Pongala lesson in quick clean-up

Workers tidy up streets within hours of record gathering of women wrapping up ritual cooking

By Ananthakrishnan G. in Thiruvananthapuram
  • Published 7.03.15
The road leading to the Sree Padmanabhaswamy temple at 5pm. (Below) The same road at 6.45pm after it was cleaned up. Pictures by Ananthakrishnan G
Pongala outside Thiruvananthapuram railway station. Picture by Sajith Gopal

Thiruvananthapuram, March 6: The world's largest gathering of women also offers the swiftest lesson in Swachh Bharat.

An army of civic workers carrying brooms and dustpans descended on the streets of Thiruvananthapuram yesterday afternoon as soon as a gigantic wave of women receded after making an annual offering to deity known as Attukal Devi.

The ritualistic offering is known as Pongala, a porridge of rice, sweet brown molasses, coconut gratings, nuts and raisins, and is cooked by women devotees on lakhs of fire-places that mushroom for a day around an 8km radius at almost every open space in the state capital.
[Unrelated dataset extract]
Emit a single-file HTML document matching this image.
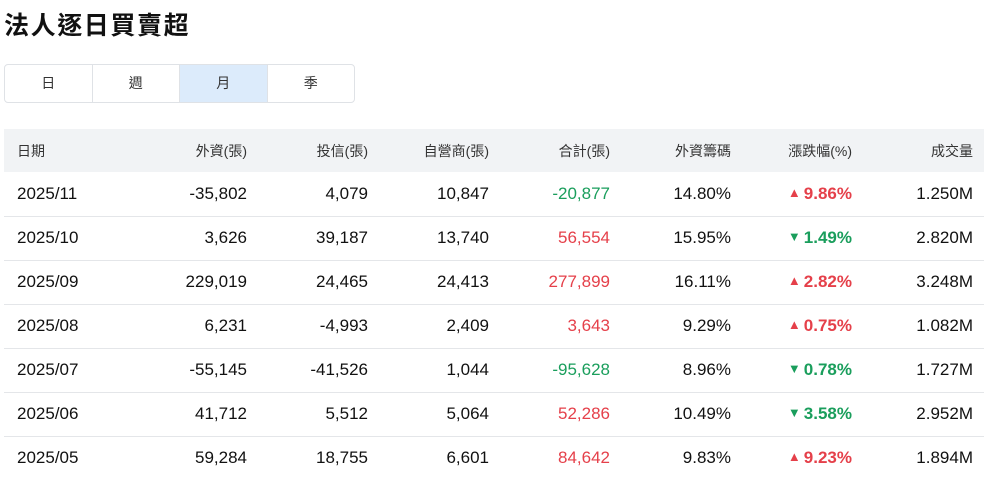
<!DOCTYPE html>
<html><head><meta charset="utf-8"><style>
*{margin:0;padding:0;box-sizing:border-box}
body{width:984px;height:479px;background:#fff;font-family:"Liberation Sans","Noto Sans CJK TC",sans-serif;color:#111;overflow:hidden;position:relative}
h1{position:absolute;left:4px;top:6px;font-size:25px;font-weight:bold;letter-spacing:1.6px;font-family:"Noto Sans CJK TC",sans-serif}
.tabs{position:absolute;left:4px;top:64px;width:351px;height:39px;border:1px solid #dfe2e6;border-radius:4px;display:flex;overflow:hidden}
.tabs div{flex:1;text-align:center;line-height:37px;font-size:14px;color:#333;border-right:1px solid #dfe2e6;font-family:"Noto Sans CJK TC",sans-serif}
.tabs div:last-child{border-right:none}
.tabs .on{background:#dcebfb}
table{position:absolute;left:4px;top:129px;width:980px;border-collapse:collapse}
th{height:43px;background:#f1f3f5;font-weight:normal;font-size:14px;color:#333;text-align:right;font-family:"Liberation Sans","Noto Sans CJK TC",sans-serif}
td{height:44px;font-size:17px;text-align:right;border-bottom:1px solid #e4e6e9}
tr:last-child td{border-bottom:none}
th:first-child,td:first-child{text-align:left;padding-left:13px}
th:last-child,td:last-child{padding-right:11px}
.c1{width:132px}.c{width:121px}
.r{color:#e5404a}.g{color:#1a9e5c}
.b{font-weight:bold}
.t{font-size:13px;margin-right:3px;position:relative;top:-2px}
</style></head><body>
<h1>法人逐日買賣超</h1>
<div class="tabs"><div>日</div><div>週</div><div class="on">月</div><div>季</div></div>
<table>
<tr><th class="c1">日期</th><th style="width:111px">外資(張)</th><th class="c">投信(張)</th><th class="c">自營商(張)</th><th class="c">合計(張)</th><th class="c">外資籌碼</th><th class="c">漲跌幅(%)</th><th>成交量</th></tr>
<tr><td>2025/11</td><td>-35,802</td><td>4,079</td><td>10,847</td><td class="g">-20,877</td><td>14.80%</td><td class="r b"><span class="t">▲</span>9.86%</td><td>1.250M</td></tr>
<tr><td>2025/10</td><td>3,626</td><td>39,187</td><td>13,740</td><td class="r">56,554</td><td>15.95%</td><td class="g b"><span class="t">▼</span>1.49%</td><td>2.820M</td></tr>
<tr><td>2025/09</td><td>229,019</td><td>24,465</td><td>24,413</td><td class="r">277,899</td><td>16.11%</td><td class="r b"><span class="t">▲</span>2.82%</td><td>3.248M</td></tr>
<tr><td>2025/08</td><td>6,231</td><td>-4,993</td><td>2,409</td><td class="r">3,643</td><td>9.29%</td><td class="r b"><span class="t">▲</span>0.75%</td><td>1.082M</td></tr>
<tr><td>2025/07</td><td>-55,145</td><td>-41,526</td><td>1,044</td><td class="g">-95,628</td><td>8.96%</td><td class="g b"><span class="t">▼</span>0.78%</td><td>1.727M</td></tr>
<tr><td>2025/06</td><td>41,712</td><td>5,512</td><td>5,064</td><td class="r">52,286</td><td>10.49%</td><td class="g b"><span class="t">▼</span>3.58%</td><td>2.952M</td></tr>
<tr><td>2025/05</td><td>59,284</td><td>18,755</td><td>6,601</td><td class="r">84,642</td><td>9.83%</td><td class="r b"><span class="t">▲</span>9.23%</td><td>1.894M</td></tr>
</table>
</body></html>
The event, billed as the largest congregation of women on any single day on the planet, made it to the Guinness World Records in 1997 with an attendance of 15 lakh. Since then, the number has ballooned to 25 lakh while some estimates put it at 30 lakh.

In order to consecrate the offerings, holy water used to be sprinkled from a helicopter. In recent years, the holy water is passed to numerous satellite shrines from the main Attukal temple, 2km away from the Padmanabhaswamy temple that is nowadays referred to as "the richest temple in the world" because of the discovery of a treasure trove that is yet to be fully evaluated.
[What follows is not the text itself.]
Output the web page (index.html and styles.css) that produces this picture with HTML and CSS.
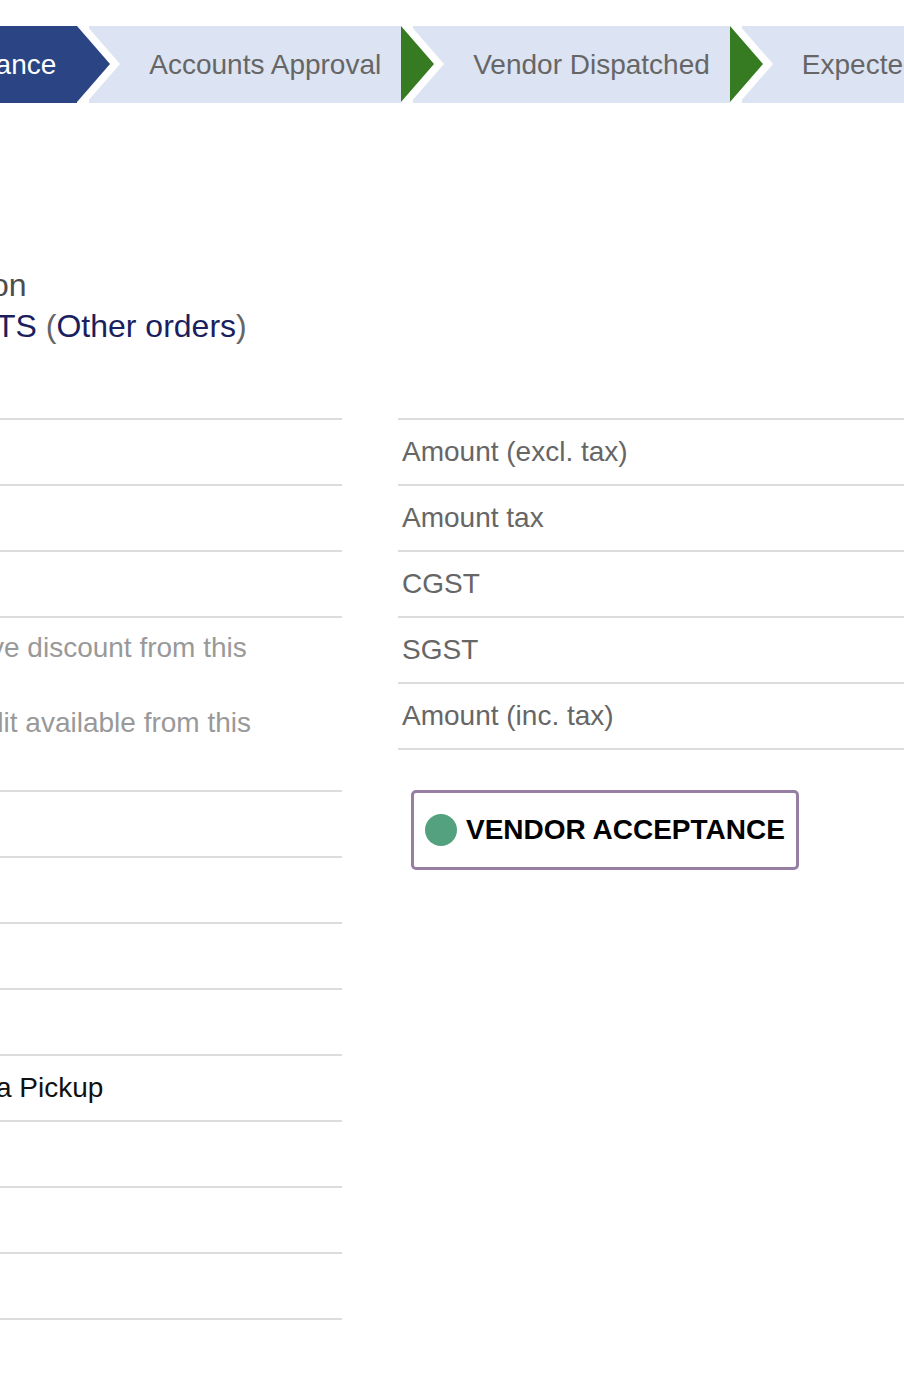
FILE: index.html
```
<!DOCTYPE html>
<html lang="en">
<head>
<meta charset="utf-8">
<title>Purchase Order</title>
<link rel="stylesheet" href="styles.css">
</head>
<body>
<div class="page">
  <div class="statusbar">
    <div class="step active">Vendor Acceptance</div>
    <div class="step">Accounts Approval</div>
    <div class="step">Vendor Dispatched</div>
    <div class="step">Expected Delivery</div>
  </div>

  <div class="title">
    <div class="title-line muted cut-9">on</div>
    <div class="title-line link cut-4">TS <span class="paren">(</span>Other orders<span class="paren">)</span></div>
  </div>

  <div class="groups">
    <div class="group group-left">
      <div class="row"></div>
      <div class="row"></div>
      <div class="row"></div>
      <div class="row tall">
        <div class="tall-line first light cut-10">ve discount from this</div>
        <div class="tall-line second light cut-12">dit available from this</div>
      </div>
      <div class="row"></div>
      <div class="row"></div>
      <div class="row"></div>
      <div class="row"></div>
      <div class="row dark cut-4">a Pickup</div>
      <div class="row"></div>
      <div class="row"></div>
      <div class="row"></div>
    </div>

    <div class="group group-right">
      <div class="rows">
        <div class="row label">Amount (excl. tax)</div>
        <div class="row label">Amount tax</div>
        <div class="row label">CGST</div>
        <div class="row label">SGST</div>
        <div class="row label">Amount (inc. tax)</div>
      </div>
      <div class="actions">
        <button class="state-btn" type="button"><span class="dot"></span>VENDOR ACCEPTANCE</button>
      </div>
    </div>
  </div>
</div>
</body>
</html>
```

FILE: styles.css
```
html, body {
  margin: 0;
  padding: 0;
  background: #ffffff;
}

body {
  overflow: hidden;
  font-family: "Liberation Sans", Arial, Helvetica, sans-serif;
  font-size: 28px;
  color: #666666;
}

.page {
  padding-top: 26px;
}

/* ---------- status bar ---------- */
.statusbar {
  display: flex;
  gap: 12px;
  height: 77px;
}

.step {
  position: relative;
  flex: none;
  background: #dce3f2;
  color: #666666;
  padding: 0 20px 0 60px;
  line-height: 77px;
  white-space: nowrap;
}

.step::before,
.step::after {
  content: "";
  position: absolute;
  top: 0;
  width: 0;
  height: 0;
  border-top: 38.5px solid transparent;
  border-bottom: 38.5px solid transparent;
}

.step::before {
  left: calc(100% + 10px);
  border-left: 33px solid #ffffff;
  z-index: 1;
}

.step::after {
  left: 100%;
  border-left: 33px solid #367a21;
  z-index: 2;
}

.step.active {
  background: #2b4483;
  color: #ffffff;
  margin-left: -245px;
  padding-right: 21px;
}

.step.active::after {
  border-left-color: #2b4483;
}

/* ---------- title ---------- */
.title {
  margin-top: 162px;
  font-size: 32px;
  line-height: 41px;
  white-space: nowrap;
}

.muted {
  color: #4d4d4d;
}

.link {
  color: #1b1f5e;
}

.paren {
  color: #666666;
}

.cut-4 { text-indent: -4px; }
.cut-9 { text-indent: -9px; }
.cut-10 { text-indent: -10px; }
.cut-12 { text-indent: -12px; }

/* ---------- groups ---------- */
.groups {
  display: flex;
  gap: 56px;
  margin-top: 71px;
}

.group-left {
  flex: none;
  width: 342px;
}

.group-right {
  flex: 1;
  min-width: 0;
}

.row {
  display: flex;
  align-items: center;
  height: 64px;
  border-top: 2px solid #dcdcdc;
  white-space: nowrap;
}

.group-left > .row:last-child,
.rows > .row:last-child {
  border-bottom: 2px solid #dcdcdc;
}

.row.label {
  padding-left: 4px;
  color: #666666;
}

.row.dark {
  color: #111111;
}

.row.tall {
  display: block;
  height: auto;
  padding: 12px 0 49px;
}

.tall-line {
  line-height: 36px;
}

.tall-line.second {
  margin-top: 39px;
}

.light {
  color: #999999;
}

/* ---------- button ---------- */
.actions {
  margin-top: 40px;
  margin-left: 13px;
}

.state-btn {
  display: inline-flex;
  align-items: center;
  gap: 9px;
  height: 80px;
  box-sizing: border-box;
  padding: 0 11px;
  border: 3px solid #977ea3;
  border-radius: 5px;
  background: #ffffff;
  font-family: "Liberation Sans", Arial, Helvetica, sans-serif;
  font-size: 28px;
  font-weight: bold;
  color: #000000;
  white-space: nowrap;
  cursor: pointer;
}

.dot {
  display: block;
  width: 32px;
  height: 32px;
  border-radius: 50%;
  background: #53a17f;
}
```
Once the offering was done, the streets used to be littered with the detritus of the mass cooking.

For the past few years, however, a cleaning operation with clockwork precision has been put in place. As soon as the ritual draws to a close around 3.30pm, around 2,700 civic workers fan out across the city and go to work.

Around 1am, the streets all across the city are cleared. The main streets are then washed and by daybreak, visitors often wonder if it was the same place they had seen the evening before.

Now the irony. The mop-up marvel unfolds in a city where there has been no solid waste removal for the past three years after a popular protest shut down the main garbage dump in 2012. Efforts to find an alternative space didn't bear fruit and waysides became the new dumping grounds.

The Left-ruled civic corporation and the Congress-led state government blame each other for the stalemate in what was once considered the cleanest city in the country.

The cleaning personnel - half of whom are women - say the only motivating factor is their faith in the Goddess, the divine form of Kannaki, a symbol of the woman wronged and whose curse reduced Madurai to ashes in Chilappatikaram, the Sangam work in Tamil literature. Legend has it that Kannaki took a sojourn in Attukal after the destruction of Madurai.

"We don't get any substantial allowances for this demanding work. But still we do it as our offering to the Goddess," said a civic worker who requested anonymity, lest it annoy her supervisor.

Corporation additional secretary G. Padmakumar said: "We have written to the state government seeking funds for providing a special allowance to the staff who are engaged in this cleaning operation, but we haven't got a reply."

He expressed the hope that Prime Minister Narendra Modi would take note of the toil that ties in with his Swachh Bharat campaign and provide assistance to the personnel.